Indeed, we don’t appear to want anyone coming here. It was revealed several years ago in Parliament that, over a 32-year span to 2008, T&T granted residency approval for only 643 foreign nationals, the majority of whom were from China. Additionally, with close observation of the experience of some foreigners I know in T&T, I’ve seen how arduous the process is for being granted any kind of status, whether residency or work authorisation. From the immigration officers at Piarco to those in Port-of-Spain, the process can take years, is met with scepticism and, often, ignorance, and is utterly unwelcoming.
What we fail to realise is that, in addition to educating and empowering our citizens, we must also welcome those willing to come here and work for our country.
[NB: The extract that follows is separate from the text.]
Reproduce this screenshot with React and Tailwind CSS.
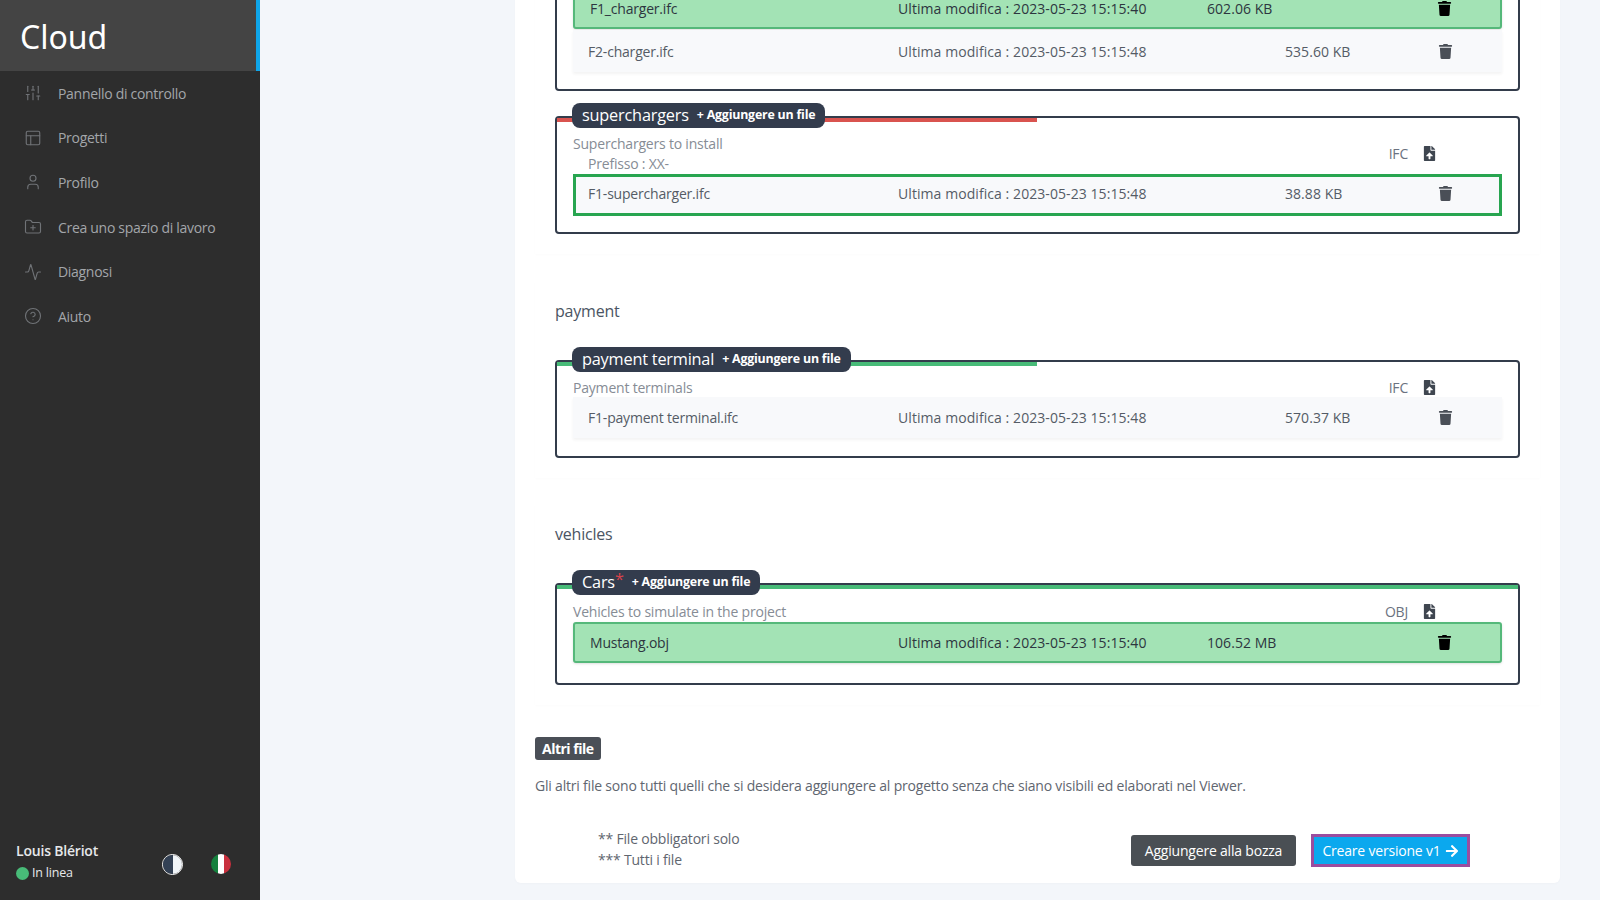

The benefits of immigrants to the US outlined above are crucial to our understanding of immigration. Innovation drives the economy so entrepreneurs and highly skilled workers are important to our economic success. We are not isolated but rather a part of the global village that must compete internationally against increasing odds. And we must continue welcoming diversity in general since this, arguably is what makes us distinctive.
Compounding the issue is a problem that rarely makes the headlines but which will surely be our downfall. While we lament foreigners coming to our shores for any reason, we fail to notice how many are leaving these shores. There are 197,398 T&T citizens living in the US. Our net emigration is one of the highest in the world. At -6.76 per 1,000 of population, we rank 199 out of 220 countries. We have the fastest rate of people leaving the country in the West Indies behind only Guyana, St Vincent and Haiti.